Whether this happens or not is specified by the RDP render mode which is most commonly an instruction in a display list that the RDP is executing. This displaylist could be dynamically generated by the CPU at runtime, or it could be a static blob that is loaded from cart, either uncompressed or compressed/encoded. (Most games at least compress their display assets).
So to disable or enable this, you'd need to patch all displaylists that set the AA_EN blender bit. A very tedious process that would be different for each game engine - basically extracting all the displaylists, then injecting back into the ROM and hoping it works. Very possible but very tedious.
But wait, we're not done yet - when this option is enabled, as it is most of the time, the blender ALSO saves "coverage information" alongside the visual data. This is crucial data for the other second case of doing AA, and yet again consumes precious RAM bandwidth. Fun fact: This is the only place the 9th bit of RDRAM is ever used.
The AA patches so far do not disable this first operation being done by the blender. As a result, interior polygon edges are still antialiased, and there is still a performance penalty.
When a polygon is rendered against an existing part of the background. The blender can't know how to blend the edges since it doesn't have a complete picture of what the result'll look like, and you can't just go blending willy nilly. So, the second stage is basically reading the coverage information the blender previously generated while drawing, and blending pixels at the time they are sent to the TV.
The VI (video interface) is the part of the RCP that does this - it generates the TV sync timings and does gamma boost, noise dithering, etc. As it pushes out the image to the screen, it's also looking at the coverage bits and blending pixels according to how the triangles were marked to overlap.
To blend, it must read out adjacent pixels from the buffer, then write the result back - another RMW cycle. Again, this kills ram bandwidth.
However, unlike Case 1, it's much easier to tell the VI to bypass this process - don't blend, and just output what is already in memory. This is what the Gameshark patches are doing - patching writes to the VI mode register to disable case 2 AA processing.
Each step incurs a penalty on RAM bandwidth. Because the N64 uses a unified memory system, literally everything bangs on RDRAM constantly - CPU code, microcode, video rendering, texture fetching, video output, audio output... I believe that the single-channel Rambus system is probably the worst weak point of the N64 besides the tiny texture cache.
Every time the rambus controller has to service a new request, it has to drop what it's doing, service, and resume something else. As we all know Rambus has very good peak throughput (0.5 gigabyte/second on N64, which was very good at the time), but terrible latency. It's like using a Ferrari to drive around cramped city streets - it works, but not very well, and to really fly you have to go in a straight line without stopping.

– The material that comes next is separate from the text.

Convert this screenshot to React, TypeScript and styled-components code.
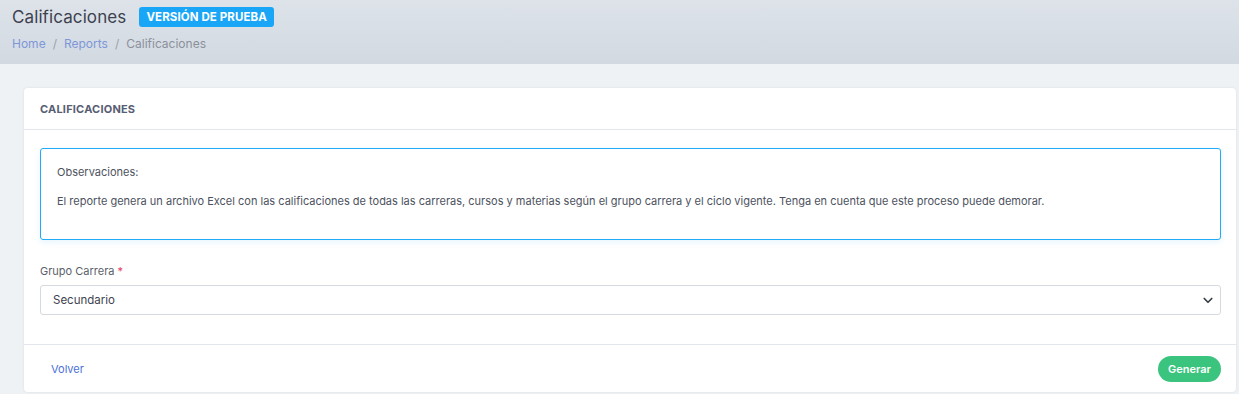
import styled, { createGlobalStyle } from "styled-components";

const GlobalStyle = createGlobalStyle`
  html, body {
    margin: 0;
    padding: 0;
    background: #eef2f5;
    font-family: "Inter", "Open Sans", sans-serif;
    color: #5b5f6b;
  }
  * { box-sizing: border-box; }
`;

const Page = styled.div`
  width: 1239px;
  height: 394px;
  overflow: hidden;
  background: #eef2f5;
`;

const Header = styled.header`
  height: 64px;
  padding: 7px 12px 0;
  background: linear-gradient(180deg, #dde3e9 0%, #d2d9e1 100%);
`;

const TitleRow = styled.div`
  display: flex;
  align-items: center;
  gap: 13px;
`;

const PageTitle = styled.h1`
  margin: 0;
  font-size: 17px;
  font-weight: 400;
  color: #3d4150;
  letter-spacing: 0.1px;
`;

const Badge = styled.span`
  background: #1aa6f7;
  color: #fff;
  font-size: 11.5px;
  font-weight: 700;
  padding: 3px 7px;
  border-radius: 3px;
  letter-spacing: 0.1px;
`;

const Crumbs = styled.nav`
  display: flex;
  gap: 7px;
  margin-top: 9px;
  font-size: 12px;
`;

const Crumb = styled.span<{ $active?: boolean }>`
  color: ${({ $active }) => ($active ? "#8b919b" : "#7d97d8")};
`;

const Sep = styled.span`
  color: #9aa1ab;
`;

const Body = styled.main`
  padding: 24px 3px 0 24px;
`;

const Card = styled.section`
  background: #fff;
  border-radius: 4px;
  box-shadow: 0 0 3px rgba(0, 0, 0, 0.08);
`;

const CardHeader = styled.div`
  height: 42px;
  display: flex;
  align-items: center;
  padding: 0 16px;
  border-bottom: 1px solid #e3e7ed;
`;

const CardTitle = styled.h2`
  margin: 0;
  font-size: 11px;
  font-weight: 700;
  color: #575d72;
  letter-spacing: 0.2px;
`;

const CardBody = styled.div`
  padding: 18px 15px 29px 16px;
`;

const Notice = styled.div`
  border: 1px solid #1fabf5;
  border-radius: 3px;
  padding: 16px 16px 31px;
  box-shadow: 0 2px 6px rgba(31, 171, 245, 0.12);
  font-size: 11px;
  color: #4d5260;
`;

const NoticeLine = styled.p`
  margin: 0;
  & + & {
    margin-top: 15px;
  }
`;

const Field = styled.div`
  margin-top: 24px;
`;

const Label = styled.label`
  display: block;
  font-size: 11px;
  color: #5b5f6b;
  margin-bottom: 7px;
`;

const Required = styled.span`
  color: #e4405f;
`;

const SelectBox = styled.div`
  height: 30px;
  border: 1px solid #d5d9e0;
  border-radius: 3px;
  display: flex;
  align-items: center;
  justify-content: space-between;
  padding: 0 6px 0 12px;
  font-size: 11.5px;
  color: #3f4350;
`;

const Footer = styled.div`
  border-top: 1px solid #e3e7ed;
  height: 48px;
  display: flex;
  align-items: center;
  justify-content: space-between;
  padding: 0 15px 0 27px;
`;

const BackLink = styled.a`
  font-size: 11px;
  color: #4b6fd9;
  text-decoration: none;
`;

const PrimaryButton = styled.button`
  border: none;
  background: #3bc47e;
  color: #fff;
  font-family: inherit;
  font-weight: 600;
  font-size: 11px;
  height: 26px;
  padding: 0 10px;
  border-radius: 13px;
`;

export default function App() {
  return (
    <Page>
      <GlobalStyle />
      <Header>
        <TitleRow>
          <PageTitle>Calificaciones</PageTitle>
          <Badge>VERSIÓN DE PRUEBA</Badge>
        </TitleRow>
        <Crumbs>
          <Crumb>Home</Crumb>
          <Sep>/</Sep>
          <Crumb>Reports</Crumb>
          <Sep>/</Sep>
          <Crumb $active>Calificaciones</Crumb>
        </Crumbs>
      </Header>
      <Body>
        <Card>
          <CardHeader>
            <CardTitle>CALIFICACIONES</CardTitle>
          </CardHeader>
          <CardBody>
            <Notice>
              <NoticeLine>Observaciones:</NoticeLine>
              <NoticeLine>
                El reporte genera un archivo Excel con las calificaciones de todas las carreras, cursos y materias según el grupo carrera y el ciclo vigente. Tenga en cuenta que este proceso puede demorar.
              </NoticeLine>
            </Notice>
            <Field>
              <Label>
                Grupo Carrera <Required>*</Required>
              </Label>
              <SelectBox>
                <span>Secundario</span>
                <svg width="12" height="12" viewBox="0 0 16 16" fill="none">
                  <path d="M3 6l5 5 5-5" stroke="#343a40" strokeWidth="2.2" strokeLinecap="round" strokeLinejoin="round" />
                </svg>
              </SelectBox>
            </Field>
          </CardBody>
          <Footer>
            <BackLink href="#">Volver</BackLink>
            <PrimaryButton>Generar</PrimaryButton>
          </Footer>
        </Card>
      </Body>
    </Page>
  );
}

Since many subsystems are hammering on the RAC, you want to minimize whatever you can. Disabling both steps of AA can have significant gains. Some other systems that cause problems are the RMWs incurred by using the Z-buffer (should be minimized), the divot filter, and the dither filter.
I tested with my MGC demo and found that with 640x340 framebuffers, turning on Case 1 halves throughput. Turning on Case 2 halves throughput yet again. So, in high-res with triple buffering, full AA can have a 4x speed penalty.

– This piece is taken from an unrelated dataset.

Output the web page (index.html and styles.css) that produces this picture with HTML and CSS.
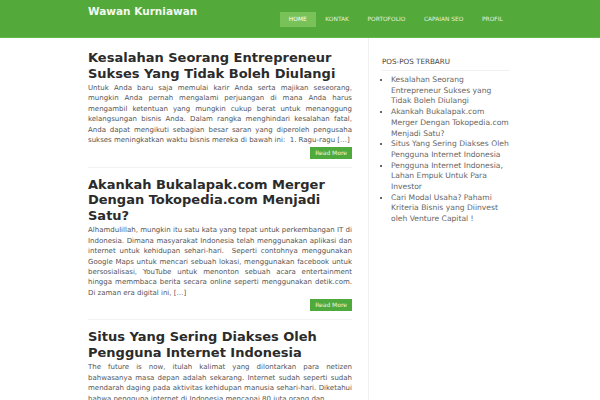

Many games only use double-buffering and the render time is quantized to the nearest Vsync (10hz, 15hz, 20hz, 30hz, 60hz etc) but disabling both AA cases would prevent slowdown in many games - but very difficult to implement.
Other performance hogs
Z-buffer - as before, reduces pixel fill rate by 2 to 3 times. Can't be turned off easily and most games would break without it.

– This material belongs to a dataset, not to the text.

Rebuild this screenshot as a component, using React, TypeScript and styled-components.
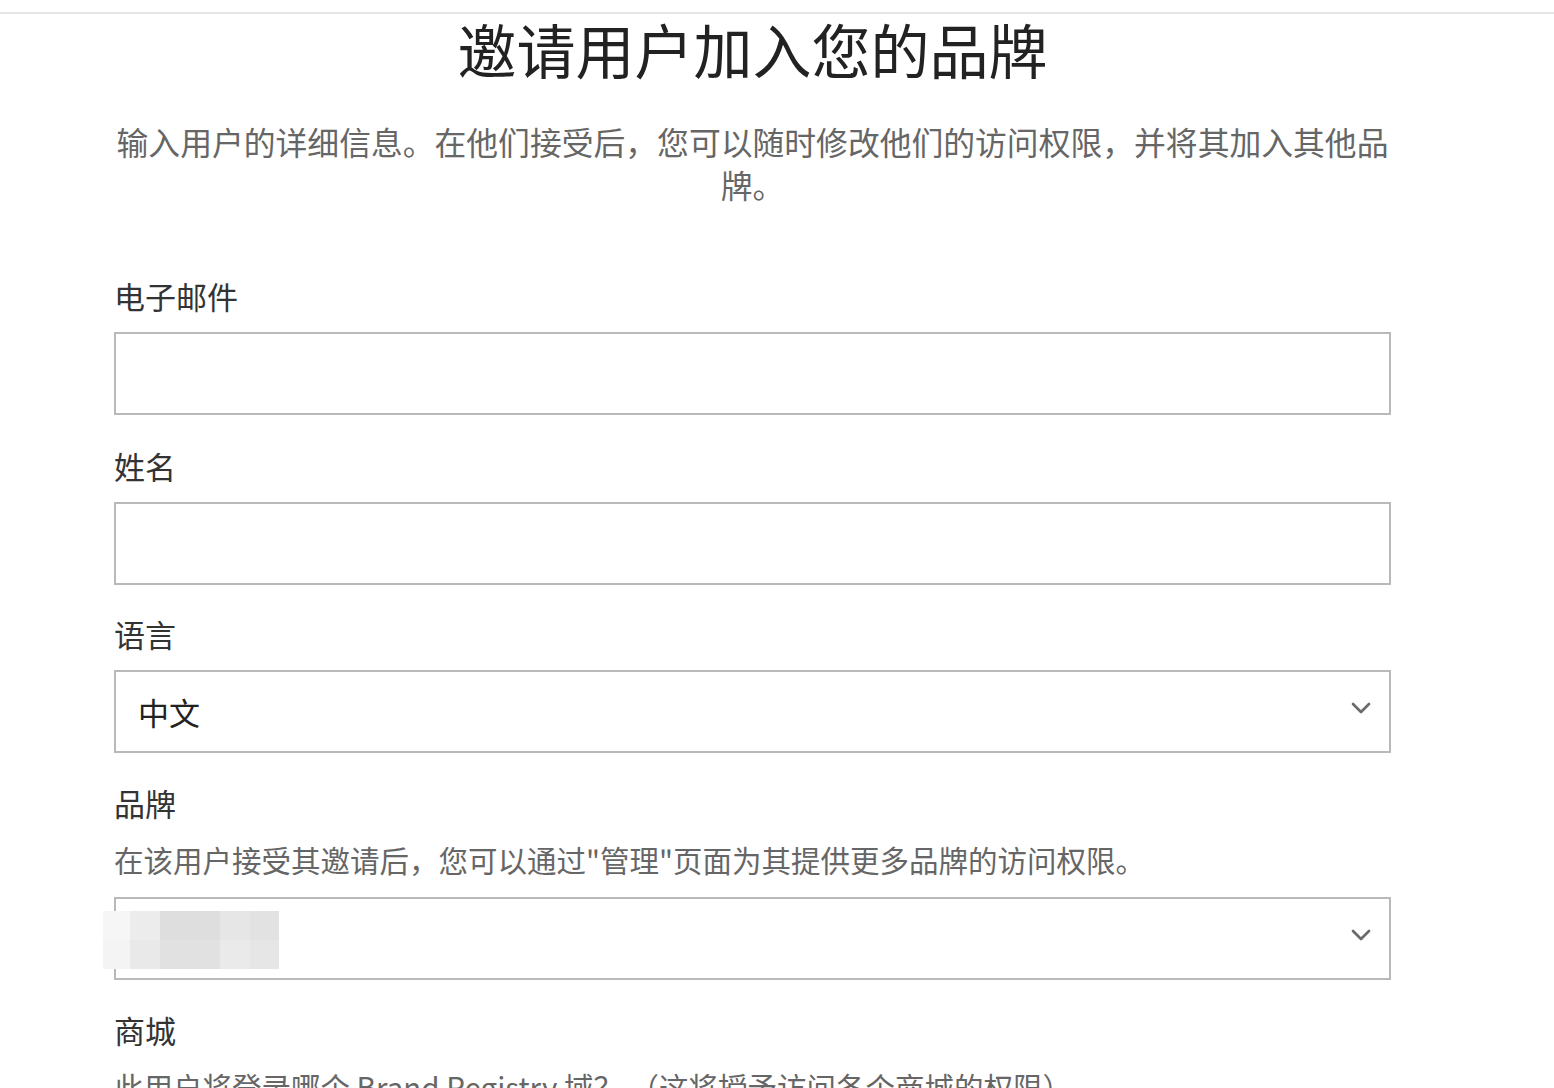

Divot filter - in the VI, median filter patches 1-pixel holes left over by limitations in the AA. Has to load all adjacent pixel data with about 5-10% effect on performance. Easy to disable and the holes can be overlooked.
Dither filter - in the VI, basically smears the entire output to hide dithering. Similar performance hit. Easy to disable, but some games look downright terrible without it (Starfox)
Deflickered high-res modes - in interlaced mode, single-pixel details will flicker due to missing every other TV field. This mode reduces it by blending the field outputs with adjacent scanlines - again it requires accessing 2 scanlines just to output 1 which has a small performance hit. Easy to disable by patching all Y-scaling coefficients in game VI mode tables.
Gamma boost and dither - Applies nonlinear brightness curve to the output. Because the color output is only 21bits, there is a good reason to also enable gamma dither which has no performance cost - it's almost invisible yet prevents ugly mach banding.
Here is an example of where Case 2 anti-aliasing was turned off, but the Case 1 blending is still happening. See the edge under Mario
Again, Case 1 blending (interior edges), but Case 2 VI blending disabled. Divot filter disabled, notice the 3 "hole "pixels in the N.
All AA turned on.
Virtual Pool - uses high-res interlaced deflickered mode. Notice the vertical blurring.
TL;DR: AA on N64 is a multi-step process and so far it's only easy to nix the very last step, but some AA is still being done, and there are real performance gains if you can fix both processes.
Personally, I don't mind the AA at all, especially with HDMI.